Written task: Repeat the listing word for word. No pictures belong in the copy.

Dataset content:
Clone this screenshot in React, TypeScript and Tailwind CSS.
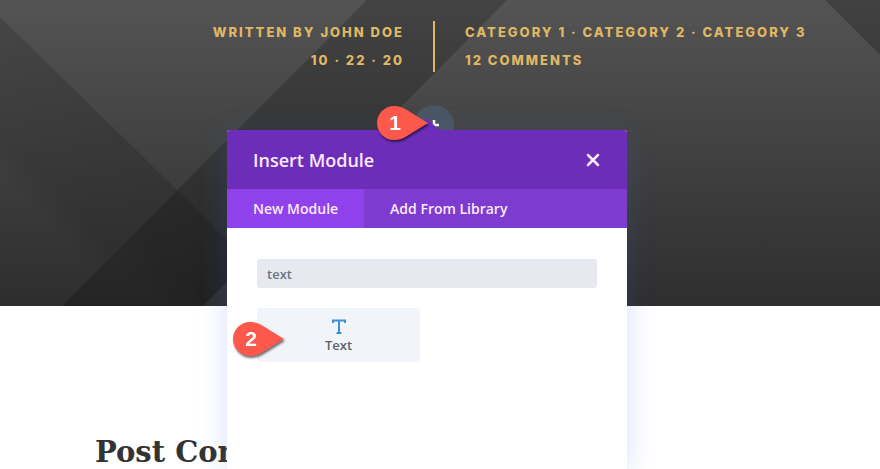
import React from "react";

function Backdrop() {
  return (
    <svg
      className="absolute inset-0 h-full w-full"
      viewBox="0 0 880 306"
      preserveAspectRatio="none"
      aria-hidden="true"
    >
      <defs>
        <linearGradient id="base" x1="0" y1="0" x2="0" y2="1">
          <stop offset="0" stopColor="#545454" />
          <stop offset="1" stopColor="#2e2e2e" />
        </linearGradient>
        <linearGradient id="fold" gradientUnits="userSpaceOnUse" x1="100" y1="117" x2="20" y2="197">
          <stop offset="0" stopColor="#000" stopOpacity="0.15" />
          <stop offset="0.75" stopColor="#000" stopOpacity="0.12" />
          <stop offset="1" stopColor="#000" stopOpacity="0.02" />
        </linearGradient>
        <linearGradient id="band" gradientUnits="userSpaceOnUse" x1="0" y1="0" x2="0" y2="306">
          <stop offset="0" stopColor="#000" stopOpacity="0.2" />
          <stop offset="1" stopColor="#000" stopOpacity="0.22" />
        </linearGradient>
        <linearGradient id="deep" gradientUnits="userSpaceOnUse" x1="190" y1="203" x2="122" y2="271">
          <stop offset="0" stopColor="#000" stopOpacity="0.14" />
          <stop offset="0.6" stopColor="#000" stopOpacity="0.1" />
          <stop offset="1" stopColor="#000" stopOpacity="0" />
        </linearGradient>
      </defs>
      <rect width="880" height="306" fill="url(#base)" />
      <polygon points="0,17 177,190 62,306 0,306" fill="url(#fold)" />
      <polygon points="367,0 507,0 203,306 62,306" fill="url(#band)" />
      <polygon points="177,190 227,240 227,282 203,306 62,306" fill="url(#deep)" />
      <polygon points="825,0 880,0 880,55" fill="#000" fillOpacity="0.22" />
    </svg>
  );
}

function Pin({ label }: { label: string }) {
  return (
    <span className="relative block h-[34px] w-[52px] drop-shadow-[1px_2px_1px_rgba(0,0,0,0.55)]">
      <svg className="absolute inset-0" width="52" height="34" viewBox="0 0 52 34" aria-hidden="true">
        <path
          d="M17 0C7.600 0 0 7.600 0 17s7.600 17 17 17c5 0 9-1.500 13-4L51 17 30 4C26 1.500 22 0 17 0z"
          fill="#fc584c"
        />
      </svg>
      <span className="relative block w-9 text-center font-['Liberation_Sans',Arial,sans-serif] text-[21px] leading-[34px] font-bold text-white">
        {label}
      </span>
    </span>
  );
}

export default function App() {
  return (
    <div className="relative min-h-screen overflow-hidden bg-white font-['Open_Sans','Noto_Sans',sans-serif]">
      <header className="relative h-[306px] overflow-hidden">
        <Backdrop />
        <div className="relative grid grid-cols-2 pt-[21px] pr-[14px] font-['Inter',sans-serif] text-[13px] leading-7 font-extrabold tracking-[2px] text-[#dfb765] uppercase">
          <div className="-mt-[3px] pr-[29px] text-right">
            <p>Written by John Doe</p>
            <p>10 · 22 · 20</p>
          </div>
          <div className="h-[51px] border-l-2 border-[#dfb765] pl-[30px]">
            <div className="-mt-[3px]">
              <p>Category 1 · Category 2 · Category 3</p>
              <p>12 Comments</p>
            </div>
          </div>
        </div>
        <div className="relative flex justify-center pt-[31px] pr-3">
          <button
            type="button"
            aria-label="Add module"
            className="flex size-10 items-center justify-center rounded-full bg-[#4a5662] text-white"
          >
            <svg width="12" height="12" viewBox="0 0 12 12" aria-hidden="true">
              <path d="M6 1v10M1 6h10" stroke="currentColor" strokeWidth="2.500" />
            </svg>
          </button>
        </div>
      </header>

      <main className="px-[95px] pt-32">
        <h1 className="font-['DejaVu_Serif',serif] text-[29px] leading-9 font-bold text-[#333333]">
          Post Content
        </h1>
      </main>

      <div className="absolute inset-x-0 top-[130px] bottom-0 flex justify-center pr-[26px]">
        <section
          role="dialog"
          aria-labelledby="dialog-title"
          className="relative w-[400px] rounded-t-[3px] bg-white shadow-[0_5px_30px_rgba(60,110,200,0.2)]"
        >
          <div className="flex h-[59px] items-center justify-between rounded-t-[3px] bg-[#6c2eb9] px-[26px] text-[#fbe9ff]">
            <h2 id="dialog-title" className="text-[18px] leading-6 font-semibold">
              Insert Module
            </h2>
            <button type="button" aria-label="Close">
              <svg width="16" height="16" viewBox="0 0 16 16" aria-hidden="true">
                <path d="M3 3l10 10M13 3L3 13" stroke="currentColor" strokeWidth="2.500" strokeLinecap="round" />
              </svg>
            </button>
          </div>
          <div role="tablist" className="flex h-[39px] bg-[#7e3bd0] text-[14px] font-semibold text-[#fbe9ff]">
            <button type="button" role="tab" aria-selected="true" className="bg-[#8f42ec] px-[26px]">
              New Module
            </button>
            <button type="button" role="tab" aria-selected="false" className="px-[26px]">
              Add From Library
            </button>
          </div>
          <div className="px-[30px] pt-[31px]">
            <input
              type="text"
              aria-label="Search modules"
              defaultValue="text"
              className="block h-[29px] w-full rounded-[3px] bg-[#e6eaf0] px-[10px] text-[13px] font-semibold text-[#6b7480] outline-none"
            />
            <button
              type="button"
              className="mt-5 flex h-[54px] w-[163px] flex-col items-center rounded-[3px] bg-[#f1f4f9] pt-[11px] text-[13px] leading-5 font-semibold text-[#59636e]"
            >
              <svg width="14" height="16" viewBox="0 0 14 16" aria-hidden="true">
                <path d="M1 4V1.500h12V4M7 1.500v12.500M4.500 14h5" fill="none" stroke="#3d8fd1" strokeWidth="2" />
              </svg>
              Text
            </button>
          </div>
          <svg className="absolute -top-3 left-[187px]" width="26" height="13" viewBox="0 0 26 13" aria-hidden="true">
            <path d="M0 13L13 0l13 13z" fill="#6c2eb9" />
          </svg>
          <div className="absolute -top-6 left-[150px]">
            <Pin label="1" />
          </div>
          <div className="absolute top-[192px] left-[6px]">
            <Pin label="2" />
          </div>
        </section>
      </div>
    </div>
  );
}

Response below:
Clone this screenshot in React, TypeScript and Tailwind CSS.
import React from "react";

function Backdrop() {
  return (
    <svg
      className="absolute inset-0 h-full w-full"
      viewBox="0 0 880 306"
      preserveAspectRatio="none"
      aria-hidden="true"
    >
      <defs>
        <linearGradient id="base" x1="0" y1="0" x2="0" y2="1">
          <stop offset="0" stopColor="#545454" />
          <stop offset="1" stopColor="#2e2e2e" />
        </linearGradient>
        <linearGradient id="fold" gradientUnits="userSpaceOnUse" x1="100" y1="117" x2="20" y2="197">
          <stop offset="0" stopColor="#000" stopOpacity="0.15" />
          <stop offset="0.75" stopColor="#000" stopOpacity="0.12" />
          <stop offset="1" stopColor="#000" stopOpacity="0.02" />
        </linearGradient>
        <linearGradient id="band" gradientUnits="userSpaceOnUse" x1="0" y1="0" x2="0" y2="306">
          <stop offset="0" stopColor="#000" stopOpacity="0.2" />
          <stop offset="1" stopColor="#000" stopOpacity="0.22" />
        </linearGradient>
        <linearGradient id="deep" gradientUnits="userSpaceOnUse" x1="190" y1="203" x2="122" y2="271">
          <stop offset="0" stopColor="#000" stopOpacity="0.14" />
          <stop offset="0.6" stopColor="#000" stopOpacity="0.1" />
          <stop offset="1" stopColor="#000" stopOpacity="0" />
        </linearGradient>
      </defs>
      <rect width="880" height="306" fill="url(#base)" />
      <polygon points="0,17 177,190 62,306 0,306" fill="url(#fold)" />
      <polygon points="367,0 507,0 203,306 62,306" fill="url(#band)" />
      <polygon points="177,190 227,240 227,282 203,306 62,306" fill="url(#deep)" />
      <polygon points="825,0 880,0 880,55" fill="#000" fillOpacity="0.22" />
    </svg>
  );
}

function Pin({ label }: { label: string }) {
  return (
    <span className="relative block h-[34px] w-[52px] drop-shadow-[1px_2px_1px_rgba(0,0,0,0.55)]">
      <svg className="absolute inset-0" width="52" height="34" viewBox="0 0 52 34" aria-hidden="true">
        <path
          d="M17 0C7.600 0 0 7.600 0 17s7.600 17 17 17c5 0 9-1.500 13-4L51 17 30 4C26 1.500 22 0 17 0z"
          fill="#fc584c"
        />
      </svg>
      <span className="relative block w-9 text-center font-['Liberation_Sans',Arial,sans-serif] text-[21px] leading-[34px] font-bold text-white">
        {label}
      </span>
    </span>
  );
}

export default function App() {
  return (
    <div className="relative min-h-screen overflow-hidden bg-white font-['Open_Sans','Noto_Sans',sans-serif]">
      <header className="relative h-[306px] overflow-hidden">
        <Backdrop />
        <div className="relative grid grid-cols-2 pt-[21px] pr-[14px] font-['Inter',sans-serif] text-[13px] leading-7 font-extrabold tracking-[2px] text-[#dfb765] uppercase">
          <div className="-mt-[3px] pr-[29px] text-right">
            <p>Written by John Doe</p>
            <p>10 · 22 · 20</p>
          </div>
          <div className="h-[51px] border-l-2 border-[#dfb765] pl-[30px]">
            <div className="-mt-[3px]">
              <p>Category 1 · Category 2 · Category 3</p>
              <p>12 Comments</p>
            </div>
          </div>
        </div>
        <div className="relative flex justify-center pt-[31px] pr-3">
          <button
            type="button"
            aria-label="Add module"
            className="flex size-10 items-center justify-center rounded-full bg-[#4a5662] text-white"
          >
            <svg width="12" height="12" viewBox="0 0 12 12" aria-hidden="true">
              <path d="M6 1v10M1 6h10" stroke="currentColor" strokeWidth="2.500" />
            </svg>
          </button>
        </div>
      </header>

      <main className="px-[95px] pt-32">
        <h1 className="font-['DejaVu_Serif',serif] text-[29px] leading-9 font-bold text-[#333333]">
          Post Content
        </h1>
      </main>

      <div className="absolute inset-x-0 top-[130px] bottom-0 flex justify-center pr-[26px]">
        <section
          role="dialog"
          aria-labelledby="dialog-title"
          className="relative w-[400px] rounded-t-[3px] bg-white shadow-[0_5px_30px_rgba(60,110,200,0.2)]"
        >
          <div className="flex h-[59px] items-center justify-between rounded-t-[3px] bg-[#6c2eb9] px-[26px] text-[#fbe9ff]">
            <h2 id="dialog-title" className="text-[18px] leading-6 font-semibold">
              Insert Module
            </h2>
            <button type="button" aria-label="Close">
              <svg width="16" height="16" viewBox="0 0 16 16" aria-hidden="true">
                <path d="M3 3l10 10M13 3L3 13" stroke="currentColor" strokeWidth="2.500" strokeLinecap="round" />
              </svg>
            </button>
          </div>
          <div role="tablist" className="flex h-[39px] bg-[#7e3bd0] text-[14px] font-semibold text-[#fbe9ff]">
            <button type="button" role="tab" aria-selected="true" className="bg-[#8f42ec] px-[26px]">
              New Module
            </button>
            <button type="button" role="tab" aria-selected="false" className="px-[26px]">
              Add From Library
            </button>
          </div>
          <div className="px-[30px] pt-[31px]">
            <input
              type="text"
              aria-label="Search modules"
              defaultValue="text"
              className="block h-[29px] w-full rounded-[3px] bg-[#e6eaf0] px-[10px] text-[13px] font-semibold text-[#6b7480] outline-none"
            />
            <button
              type="button"
              className="mt-5 flex h-[54px] w-[163px] flex-col items-center rounded-[3px] bg-[#f1f4f9] pt-[11px] text-[13px] leading-5 font-semibold text-[#59636e]"
            >
              <svg width="14" height="16" viewBox="0 0 14 16" aria-hidden="true">
                <path d="M1 4V1.500h12V4M7 1.500v12.500M4.500 14h5" fill="none" stroke="#3d8fd1" strokeWidth="2" />
              </svg>
              Text
            </button>
          </div>
          <svg className="absolute -top-3 left-[187px]" width="26" height="13" viewBox="0 0 26 13" aria-hidden="true">
            <path d="M0 13L13 0l13 13z" fill="#6c2eb9" />
          </svg>
          <div className="absolute -top-6 left-[150px]">
            <Pin label="1" />
          </div>
          <div className="absolute top-[192px] left-[6px]">
            <Pin label="2" />
          </div>
        </section>
      </div>
    </div>
  );
}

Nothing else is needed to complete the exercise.